La vieille croyance arrogante, condescendante et moralisatrice des médecins, et pas seulement des hygiénistes, La maladie est le salaire du péché, est devenue, en cette période de cinquième vague pandémique, une obsession morbide s’exprimant à la fois par une mantra scientiste, Les non vaccinés sont des égoïstes et des assassins, et par une fausse interrogation éthique, Faut-il soigner ces gens-là ?
Les nouveaux médecins éthiques affirment dans la foulée : nous avons le droit, voire le devoir, de nous poser la question et de donner des réponses mais, rassurez-vous, nous traiterons ces gens-là comme les autres.
Or, toute la littérature médicale indique le contraire : les préjugés perturbent la relation de soins. Il n’est qu’à lire et à écouter ce que racontent les personnes en surpoids, ce que racontent les usagers de substances addictives, les étrangers parlant mal français, les travailleurs manuels blessés ou les détenteurs de la CMU, et cetera…
Ce discours décomplexé, Faut-il traiter les non vaccinés ?, est devenu banal, normal, évident, frappé de bon sens, au point que s’en émouvoir fait passer les contradicteurs pour des naïfs, des moralisateurs ou des idéalistes.
La longueur de la crise, la fatigue, l’épuisement, la maladie elle-même qui a touché les soignants, peuvent expliquer cette exaspération et cette prise de parole énervée. Mais peuvent-elles l’excuser ?
Une autre hypothèse est celle-ci : au moment de cette cinquième vague qui met à mal la science, le pouvoir médical, la croyance dans le progrès indéfini du progrès, les vaccins pour lesquels l’efficacité s’épuise au bout de trois mois, il fallait trouver un coupable idéal, et c’est le non vacciné. Le non vacciné qui ne peut présenter son pass vaccinal ou, pire, le non vacciné qui présente le pass vaccinal de son voisin ou son faux pass vaccinal, voilà le bouc-émissaire, celui qui explique tous les maux de la santé publique française. Le non vacciné qui entraîne la multiplication des variants…
Il y a même des soignants et des non soignants qui proposent des hôpitaux dédiés aux non vaccinés où il n’y aurait ni réanimation, ni personnel qualifié, ni antibiotiques…

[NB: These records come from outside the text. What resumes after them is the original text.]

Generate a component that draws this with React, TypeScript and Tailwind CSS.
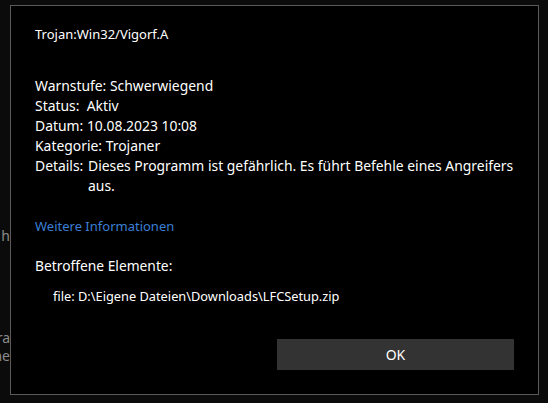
export default function App() {
  const rows = [
    ['Warnstufe:', 'Schwerwiegend'],
    ['Status:\u00a0', 'Aktiv'],
    ['Datum:', '10.08.2023 10:08'],
    ['Kategorie:', 'Trojaner'],
  ];

  return (
    <div className="w-[548px] h-[403px] bg-[#0b0b0b] flex overflow-hidden" style={{ fontFamily: '"Noto Sans", "Open Sans", sans-serif' }}>
      {/* window behind the dialog, only its edge is visible */}
      <div className="w-[10px] overflow-hidden text-[#8a8a8a] text-[14px] leading-[18px] whitespace-nowrap flex flex-col items-end">
        <div className="mt-[227px]">h</div>
        <div className="mt-[84px]">ra</div>
        <div>ne</div>
      </div>

      <div className="mt-[5px] w-[529px] h-[390px] border border-[#5a5a5a] bg-black text-white flex flex-col pl-[24px] pr-[24px] pt-[18px]">
        <div className="text-[13px] leading-[20px]">Trojan:Win32/Vigorf.A</div>

        <div className="mt-[32px] text-[13.9px] leading-[20px]">
          {rows.map(([label, value]) => (
            <div key={label}>
              {label} {value}
            </div>
          ))}
          <div className="flex">
            <span className="shrink-0 w-[53px]">Details:</span>
            <span>Dieses Programm ist gefährlich. Es führt Befehle eines Angreifers aus.</span>
          </div>
        </div>

        <a className="mt-[20px] text-[13px] leading-[20px] text-[#3b7fd4]">Weitere Informationen</a>

        <div className="mt-[20px] text-[13.8px] leading-[20px]">Betroffene Elemente:</div>
        <div className="mt-[10px] pl-[18px] text-[12.8px] leading-[20px]">
          file: D:\Eigene Dateien\Downloads\LFCSetup.zip
        </div>

        <div className="mt-[33px] flex justify-end">
          <button className="w-[237px] h-[31px] bg-[#333333] text-white text-[14px]">OK</button>
        </div>
      </div>
    </div>
  );
}
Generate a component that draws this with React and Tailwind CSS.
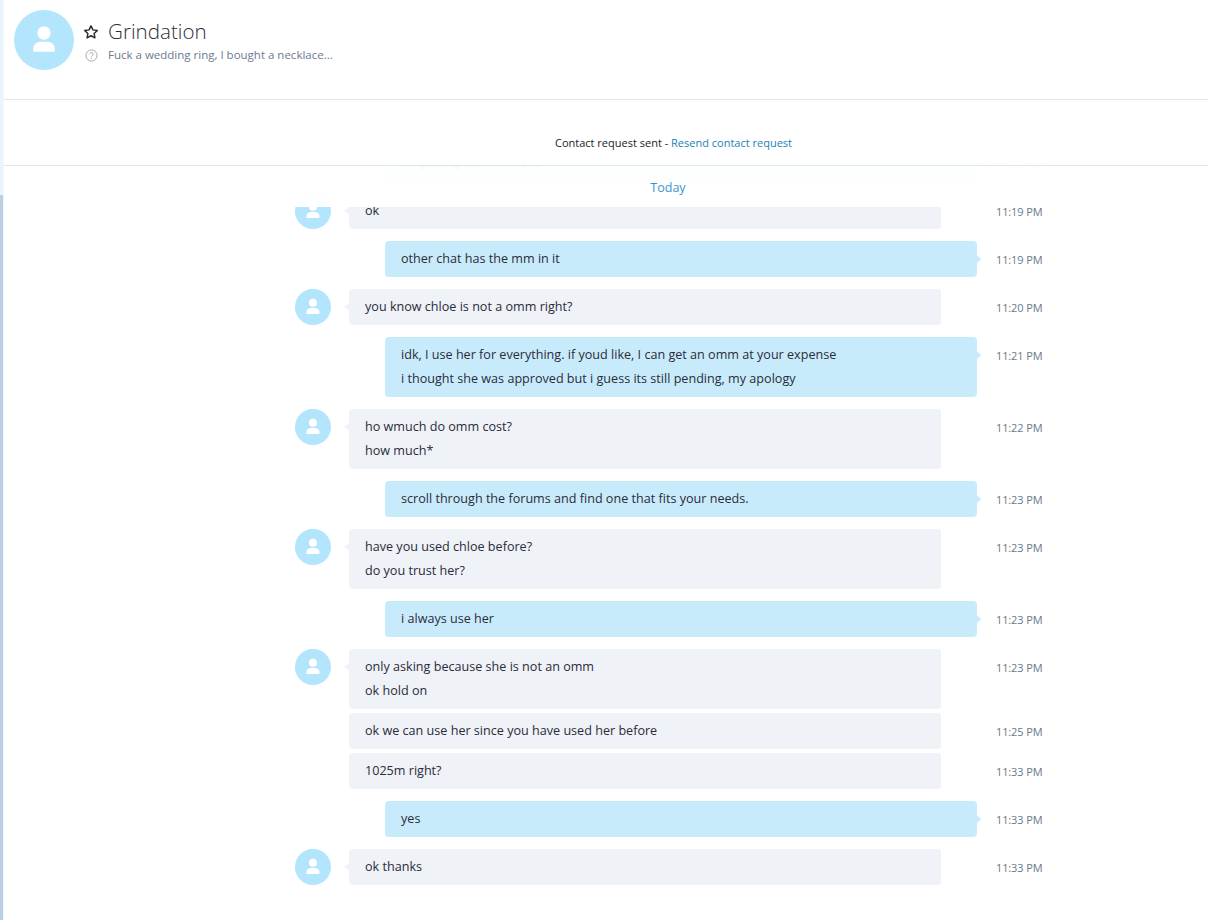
import React from "react";

function Person({ className }) {
  return (
    <svg viewBox="0 0 36 36" className={className}>
      <circle cx="18" cy="18" r="18" fill="#b3e5fc" />
      <circle cx="18" cy="13.8" r="4" fill="#fff" />
      <path d="M11.5 25v-1.8a4.2 4.2 0 0 1 4.2-4.2h4.6a4.2 4.2 0 0 1 4.2 4.2V25z" fill="#fff" />
    </svg>
  );
}

function TailLeft() {
  return (
    <svg viewBox="0 0 6 14" className="absolute left-[-5px] top-[11px] w-[6px] h-[14px]">
      <path d="M6 0C6 3 3 5 0.5 7C3 9 6 11 6 14z" fill="#eff2f7" />
    </svg>
  );
}

function TailRight() {
  return (
    <svg viewBox="0 0 6 14" className="absolute right-[-5px] top-[11px] w-[6px] h-[14px]">
      <path d="M0 0C0 3 3 5 5.5 7C3 9 0 11 0 14z" fill="#c8ebfc" />
    </svg>
  );
}

function Row({ me, lines, time, avatar, tight }) {
  return (
    <div className={`flex ${tight ? "mt-[4px]" : "mt-[12px]"}`}>
      <div className="w-[682px] shrink-0 flex">
        {me ? (
          <div className="relative ml-[90px] w-[592px] rounded-[4px] bg-[#c8ebfc] px-[16px] py-[6px]">
            {lines.map((l) => (
              <div key={l} className="h-[24px] leading-[24px] whitespace-nowrap">{l}</div>
            ))}
            <TailRight />
          </div>
        ) : (
          <>
            <div className="w-[54px] shrink-0">
              {avatar && <Person className="w-[36px] h-[36px]" />}
            </div>
            <div className="relative w-[592px] rounded-[4px] bg-[#eff2f7] px-[16px] py-[6px]">
              {lines.map((l) => (
                <div key={l} className="h-[24px] leading-[24px] whitespace-nowrap">{l}</div>
              ))}
              {avatar && <TailLeft />}
            </div>
          </>
        )}
      </div>
      <div className="ml-[19px] h-[36px] flex items-center text-[11px] text-[#6b7885] tracking-[-0.12px] whitespace-nowrap pt-[3px]">
        {time}
      </div>
    </div>
  );
}

const rows = [
  { me: true, lines: ["Im getting the mm here"], time: "11:19 PM" },
  { lines: ["ok"], time: "11:19 PM", avatar: true },
  { me: true, lines: ["other chat has the mm in it"], time: "11:19 PM" },
  { lines: ["you know chloe is not a omm right?"], time: "11:20 PM", avatar: true },
  { me: true, lines: ["idk, I use her for everything. if youd like, I can get an omm at your expense", "i thought she was approved but i guess its still pending, my apology"], time: "11:21 PM" },
  { lines: ["ho wmuch do omm cost?", "how much*"], time: "11:22 PM", avatar: true },
  { me: true, lines: ["scroll through the forums and find one that fits your needs."], time: "11:23 PM" },
  { lines: ["have you used chloe before?", "do you trust her?"], time: "11:23 PM", avatar: true },
  { me: true, lines: ["i always use her"], time: "11:23 PM" },
  { lines: ["only asking because she is not an omm", "ok hold on"], time: "11:23 PM", avatar: true },
  { lines: ["ok we can use her since you have used her before"], time: "11:25 PM", tight: true },
  { lines: ["1025m right?"], time: "11:33 PM", tight: true },
  { me: true, lines: ["yes"], time: "11:33 PM" },
  { lines: ["ok thanks"], time: "11:33 PM", avatar: true },
];

export default function App() {
  return (
    <div className="flex h-[920px] w-[1208px] overflow-hidden bg-white text-[#2b2b3a] font-['Open_Sans',sans-serif] text-[12.6px]">
      <div className="w-[3px] shrink-0 flex flex-col">
        <div className="h-[195px] bg-[#e8f5fc]" />
        <div className="flex-1 bg-[#b9cfe3]" />
      </div>
      <div className="w-px shrink-0 bg-[#f4f7fa]" />
      <div className="flex-1 min-w-0 flex flex-col">
        <header className="h-[100px] shrink-0 border-b border-[#dde6ee] flex pl-[10px] pt-[10px]">
          <Person className="w-[60px] h-[60px]" />
          <div className="ml-[10px] flex flex-col">
            <div className="flex items-center h-[27px] mt-[8px]">
              <svg viewBox="0 0 24 24" className="w-[16px] h-[16px] -ml-[1px]" fill="none" stroke="#2b2b2b" strokeWidth="2.2" strokeLinejoin="round">
                <path d="M12 2.8l2.9 6 6.6.9-4.8 4.6 1.2 6.5-5.9-3.2-5.9 3.2 1.2-6.5-4.8-4.6 6.6-.9z" />
              </svg>
              <span className="ml-[9px] text-[20.6px] font-light text-[#2f2f33] leading-[27px]">Grindation</span>
            </div>
            <div className="flex items-center h-[18px] mt-[1px]">
              <svg viewBox="0 0 14 14" className="w-[13px] h-[13px] ml-[1px]" fill="none" stroke="#a3a3a3" strokeWidth="1">
                <circle cx="7" cy="7" r="6" />
                <path d="M5.2 5.6a1.8 1.8 0 1 1 2.8 1.5c-.6.4-1 .7-1 1.4" />
                <path d="M7 9.6v1" />
              </svg>
              <span className="ml-[10px] text-[11.5px] text-[#6c7a92] leading-[18px]">Fuck a wedding ring, I bought a necklace...</span>
            </div>
          </div>
        </header>
        <div className="h-[66px] shrink-0 border-b border-[#dde6ee] flex justify-center items-end pb-[14px] text-[11px] leading-[16px] pl-[135px]">
          <span className="text-[#222]">Contact request sent - <span className="text-[#1b7fb5]">Resend contact request</span></span>
        </div>
        <div className="relative flex-1 min-h-0 overflow-hidden">
          <div className="h-full flex flex-col justify-end pb-[35px] pl-[291px]">
            {rows.map((r, i) => (
              <Row key={i} {...r} />
            ))}
          </div>
          <div className="absolute left-0 right-0 top-0 h-[41px] bg-white/96 flex justify-center pl-[124px] pt-[13px]">
            <span className="text-[12.5px] leading-[18px] text-[#3a96cf]">Today</span>
          </div>
        </div>
      </div>
    </div>
  );
}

Il y a même des médecins, très rares, des soignants en général, des non soignants, qui se réjouissent en sourdine et sur twitter, que des antivax déclarés comme Alain Decaille, le chauffeur de taxi martiniquais, soit mort du covid… La maladie est le salaire du péché.
Il est plus facile de stigmatiser la minorité des non vaccinés que de désigner ceux qui ne respectent pas quotidiennement les mesures-barrières à titre individuel, professionnel ou dans la vie quotidienne. Car qui respecte vraiment les gestes-barrières ? Qui n’a jamais dérogé ? Et surtout : qui peut voir les coupables ? Il n’y a pas de pass mesures-barrières, il y a seulement des déclarations de bonnes intentions et des C’est pas moi c’est l’autre.
Faire du non vacciné un bouc-émissaire permet d’éluder les mauvaises politiques de santé publique menées avant, pendant et après la vaccination. Cela permet également d’oublier les inégalités sociales et géographiques du taux de vaccination et de mettre sous le tapis les populations des pays pauvres non vaccinées (92 % à ce jour).